Transcribe all of the data exactly. Omit the pictures.

▶ [Recorded data]:
>> begin

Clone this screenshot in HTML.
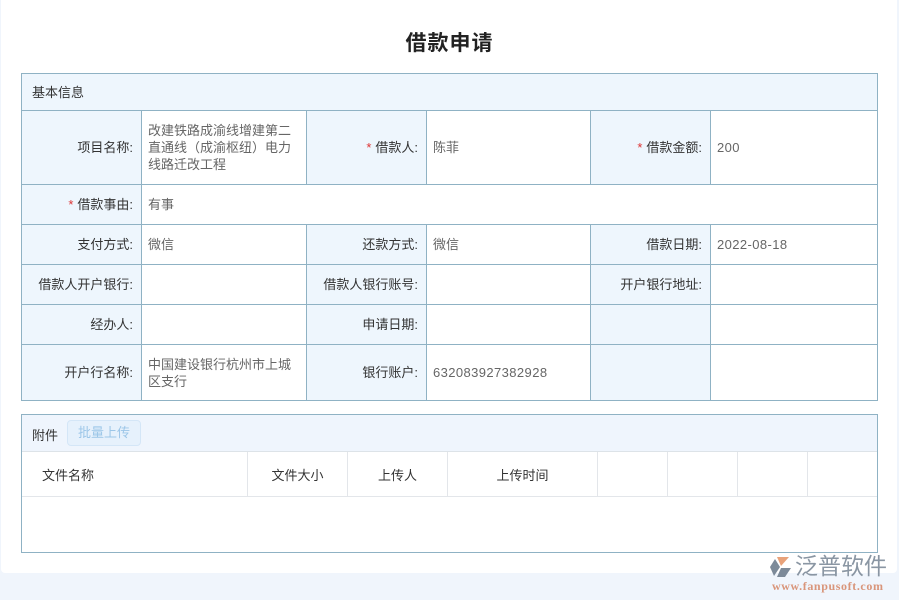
<!DOCTYPE html>
<html><head><meta charset="utf-8"><style>
*{margin:0;padding:0;box-sizing:border-box}
body{width:899px;height:600px;background:#f0f5fc;font-family:"Liberation Sans","Noto Sans CJK SC",sans-serif;font-size:13px;color:#333;position:relative;overflow:hidden}
.card{position:absolute;left:1px;top:0;width:896px;height:573px;background:#fff;border-radius:0 0 4px 4px}
.title{position:absolute;left:0;width:899px;top:27px;text-align:center;font-size:21px;font-weight:bold;color:#222;letter-spacing:1px}
.c{position:absolute;border:1px solid #8fb2c4;display:flex;align-items:center;line-height:17px}
.l{background:#eef6fd;justify-content:flex-end;padding-right:8px;color:#333}
.v{background:#fff;padding-left:6px;padding-right:8px;color:#666}
.n{letter-spacing:.4px}
.s{color:#d33;margin-right:4px}
.t2{position:absolute;left:21px;top:414px;width:857px;height:139px;border:1px solid #8fb2c4;background:#fff}
.h2{position:absolute;left:0;top:0;width:855px;height:37px;background:#eff5fd;border-bottom:1px solid #dde3e8}
.btn{position:absolute;left:45px;top:5px;width:74px;height:26px;border:1px solid #d4e6f7;border-radius:4px;background:#e6f1fc;color:#9cc6e8;text-align:center;line-height:24px}
.th{position:absolute;top:37px;height:45px;border-right:1px solid #e3e6ea;border-bottom:1px solid #e3e6ea;display:flex;align-items:center;justify-content:center;color:#333}
</style></head><body>
<div class="card"></div>
<div class="title">借款申请</div>

<div class="c" style="left:21px;top:73px;width:857px;height:38px;background:#eef6fd;padding-left:10px">基本信息</div>

<div class="c l" style="left:21px;top:110px;width:121px;height:75px">项目名称:</div>
<div class="c v" style="left:141px;top:110px;width:166px;height:75px">改建铁路成渝线增建第二直通线（成渝枢纽）电力线路迁改工程</div>
<div class="c l" style="left:306px;top:110px;width:121px;height:75px"><span class="s">*</span>借款人:</div>
<div class="c v" style="left:426px;top:110px;width:165px;height:75px">陈菲</div>
<div class="c l" style="left:590px;top:110px;width:121px;height:75px"><span class="s">*</span>借款金额:</div>
<div class="c v n" style="left:710px;top:110px;width:168px;height:75px">200</div>

<div class="c l" style="left:21px;top:184px;width:121px;height:41px"><span class="s">*</span>借款事由:</div>
<div class="c v" style="left:141px;top:184px;width:737px;height:41px">有事</div>

<div class="c l" style="left:21px;top:224px;width:121px;height:41px">支付方式:</div>
<div class="c v" style="left:141px;top:224px;width:166px;height:41px">微信</div>
<div class="c l" style="left:306px;top:224px;width:121px;height:41px">还款方式:</div>
<div class="c v" style="left:426px;top:224px;width:165px;height:41px">微信</div>
<div class="c l" style="left:590px;top:224px;width:121px;height:41px">借款日期:</div>
<div class="c v n" style="left:710px;top:224px;width:168px;height:41px">2022-08-18</div>

<div class="c l" style="left:21px;top:264px;width:121px;height:41px">借款人开户银行:</div>
<div class="c v" style="left:141px;top:264px;width:166px;height:41px"></div>
<div class="c l" style="left:306px;top:264px;width:121px;height:41px">借款人银行账号:</div>
<div class="c v" style="left:426px;top:264px;width:165px;height:41px"></div>
<div class="c l" style="left:590px;top:264px;width:121px;height:41px">开户银行地址:</div>
<div class="c v" style="left:710px;top:264px;width:168px;height:41px"></div>

<div class="c l" style="left:21px;top:304px;width:121px;height:41px">经办人:</div>
<div class="c v" style="left:141px;top:304px;width:166px;height:41px"></div>
<div class="c l" style="left:306px;top:304px;width:121px;height:41px">申请日期:</div>
<div class="c v" style="left:426px;top:304px;width:165px;height:41px"></div>
<div class="c l" style="left:590px;top:304px;width:121px;height:41px"></div>
<div class="c v" style="left:710px;top:304px;width:168px;height:41px"></div>

<div class="c l" style="left:21px;top:344px;width:121px;height:57px">开户行名称:</div>
<div class="c v" style="left:141px;top:344px;width:166px;height:57px">中国建设银行杭州市上城区支行</div>
<div class="c l" style="left:306px;top:344px;width:121px;height:57px">银行账户:</div>
<div class="c v n" style="left:426px;top:344px;width:165px;height:57px">632083927382928</div>
<div class="c l" style="left:590px;top:344px;width:121px;height:57px"></div>
<div class="c v" style="left:710px;top:344px;width:168px;height:57px"></div>

<div class="t2">
 <div class="h2"><span style="position:absolute;left:10px;top:10px">附件</span><div class="btn">批量上传</div></div>
 <div class="th" style="left:0;width:226px;justify-content:flex-start;padding-left:20px">文件名称</div>
 <div class="th" style="left:226px;width:100px">文件大小</div>
 <div class="th" style="left:326px;width:100px">上传人</div>
 <div class="th" style="left:426px;width:150px">上传时间</div>
 <div class="th" style="left:576px;width:70px"></div>
 <div class="th" style="left:646px;width:70px"></div>
 <div class="th" style="left:716px;width:70px"></div>
 <div class="th" style="left:786px;width:69px;border-right:none"></div>
</div>

<div style="position:absolute;left:769px;top:556px;width:24px;height:22px">
<svg width="24" height="22" viewBox="0 0 24 22"><path d="M8 1 L20 1 L12 10 Z" fill="#e8a27a"/><path d="M6 3 L11 11 L5 20 L1 11 Z" fill="#7d8a99"/><path d="M12 12 L22 12 L16 21 L8 21 Z" fill="#7d8a99"/></svg>
</div>
<div style="position:absolute;left:795px;top:553px;font-size:23px;color:#8a96a3;letter-spacing:0px;line-height:26px">泛普软件</div>
<div style="position:absolute;left:772px;top:579px;font-family:'Liberation Serif',serif;font-size:12px;color:#d9957a;font-weight:bold;letter-spacing:.6px">www.fanpusoft.com</div>
</body></html>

>> end

▶ [Answer to this task]:
Clone this screenshot in HTML.
<!DOCTYPE html>
<html><head><meta charset="utf-8"><style>
*{margin:0;padding:0;box-sizing:border-box}
body{width:899px;height:600px;background:#f0f5fc;font-family:"Liberation Sans","Noto Sans CJK SC",sans-serif;font-size:13px;color:#333;position:relative;overflow:hidden}
.card{position:absolute;left:1px;top:0;width:896px;height:573px;background:#fff;border-radius:0 0 4px 4px}
.title{position:absolute;left:0;width:899px;top:27px;text-align:center;font-size:21px;font-weight:bold;color:#222;letter-spacing:1px}
.c{position:absolute;border:1px solid #8fb2c4;display:flex;align-items:center;line-height:17px}
.l{background:#eef6fd;justify-content:flex-end;padding-right:8px;color:#333}
.v{background:#fff;padding-left:6px;padding-right:8px;color:#666}
.n{letter-spacing:.4px}
.s{color:#d33;margin-right:4px}
.t2{position:absolute;left:21px;top:414px;width:857px;height:139px;border:1px solid #8fb2c4;background:#fff}
.h2{position:absolute;left:0;top:0;width:855px;height:37px;background:#eff5fd;border-bottom:1px solid #dde3e8}
.btn{position:absolute;left:45px;top:5px;width:74px;height:26px;border:1px solid #d4e6f7;border-radius:4px;background:#e6f1fc;color:#9cc6e8;text-align:center;line-height:24px}
.th{position:absolute;top:37px;height:45px;border-right:1px solid #e3e6ea;border-bottom:1px solid #e3e6ea;display:flex;align-items:center;justify-content:center;color:#333}
</style></head><body>
<div class="card"></div>
<div class="title">借款申请</div>

<div class="c" style="left:21px;top:73px;width:857px;height:38px;background:#eef6fd;padding-left:10px">基本信息</div>

<div class="c l" style="left:21px;top:110px;width:121px;height:75px">项目名称:</div>
<div class="c v" style="left:141px;top:110px;width:166px;height:75px">改建铁路成渝线增建第二直通线（成渝枢纽）电力线路迁改工程</div>
<div class="c l" style="left:306px;top:110px;width:121px;height:75px"><span class="s">*</span>借款人:</div>
<div class="c v" style="left:426px;top:110px;width:165px;height:75px">陈菲</div>
<div class="c l" style="left:590px;top:110px;width:121px;height:75px"><span class="s">*</span>借款金额:</div>
<div class="c v n" style="left:710px;top:110px;width:168px;height:75px">200</div>

<div class="c l" style="left:21px;top:184px;width:121px;height:41px"><span class="s">*</span>借款事由:</div>
<div class="c v" style="left:141px;top:184px;width:737px;height:41px">有事</div>

<div class="c l" style="left:21px;top:224px;width:121px;height:41px">支付方式:</div>
<div class="c v" style="left:141px;top:224px;width:166px;height:41px">微信</div>
<div class="c l" style="left:306px;top:224px;width:121px;height:41px">还款方式:</div>
<div class="c v" style="left:426px;top:224px;width:165px;height:41px">微信</div>
<div class="c l" style="left:590px;top:224px;width:121px;height:41px">借款日期:</div>
<div class="c v n" style="left:710px;top:224px;width:168px;height:41px">2022-08-18</div>

<div class="c l" style="left:21px;top:264px;width:121px;height:41px">借款人开户银行:</div>
<div class="c v" style="left:141px;top:264px;width:166px;height:41px"></div>
<div class="c l" style="left:306px;top:264px;width:121px;height:41px">借款人银行账号:</div>
<div class="c v" style="left:426px;top:264px;width:165px;height:41px"></div>
<div class="c l" style="left:590px;top:264px;width:121px;height:41px">开户银行地址:</div>
<div class="c v" style="left:710px;top:264px;width:168px;height:41px"></div>

<div class="c l" style="left:21px;top:304px;width:121px;height:41px">经办人:</div>
<div class="c v" style="left:141px;top:304px;width:166px;height:41px"></div>
<div class="c l" style="left:306px;top:304px;width:121px;height:41px">申请日期:</div>
<div class="c v" style="left:426px;top:304px;width:165px;height:41px"></div>
<div class="c l" style="left:590px;top:304px;width:121px;height:41px"></div>
<div class="c v" style="left:710px;top:304px;width:168px;height:41px"></div>

<div class="c l" style="left:21px;top:344px;width:121px;height:57px">开户行名称:</div>
<div class="c v" style="left:141px;top:344px;width:166px;height:57px">中国建设银行杭州市上城区支行</div>
<div class="c l" style="left:306px;top:344px;width:121px;height:57px">银行账户:</div>
<div class="c v n" style="left:426px;top:344px;width:165px;height:57px">632083927382928</div>
<div class="c l" style="left:590px;top:344px;width:121px;height:57px"></div>
<div class="c v" style="left:710px;top:344px;width:168px;height:57px"></div>

<div class="t2">
 <div class="h2"><span style="position:absolute;left:10px;top:10px">附件</span><div class="btn">批量上传</div></div>
 <div class="th" style="left:0;width:226px;justify-content:flex-start;padding-left:20px">文件名称</div>
 <div class="th" style="left:226px;width:100px">文件大小</div>
 <div class="th" style="left:326px;width:100px">上传人</div>
 <div class="th" style="left:426px;width:150px">上传时间</div>
 <div class="th" style="left:576px;width:70px"></div>
 <div class="th" style="left:646px;width:70px"></div>
 <div class="th" style="left:716px;width:70px"></div>
 <div class="th" style="left:786px;width:69px;border-right:none"></div>
</div>

<div style="position:absolute;left:769px;top:556px;width:24px;height:22px">
<svg width="24" height="22" viewBox="0 0 24 22"><path d="M8 1 L20 1 L12 10 Z" fill="#e8a27a"/><path d="M6 3 L11 11 L5 20 L1 11 Z" fill="#7d8a99"/><path d="M12 12 L22 12 L16 21 L8 21 Z" fill="#7d8a99"/></svg>
</div>
<div style="position:absolute;left:795px;top:553px;font-size:23px;color:#8a96a3;letter-spacing:0px;line-height:26px">泛普软件</div>
<div style="position:absolute;left:772px;top:579px;font-family:'Liberation Serif',serif;font-size:12px;color:#d9957a;font-weight:bold;letter-spacing:.6px">www.fanpusoft.com</div>
</body></html>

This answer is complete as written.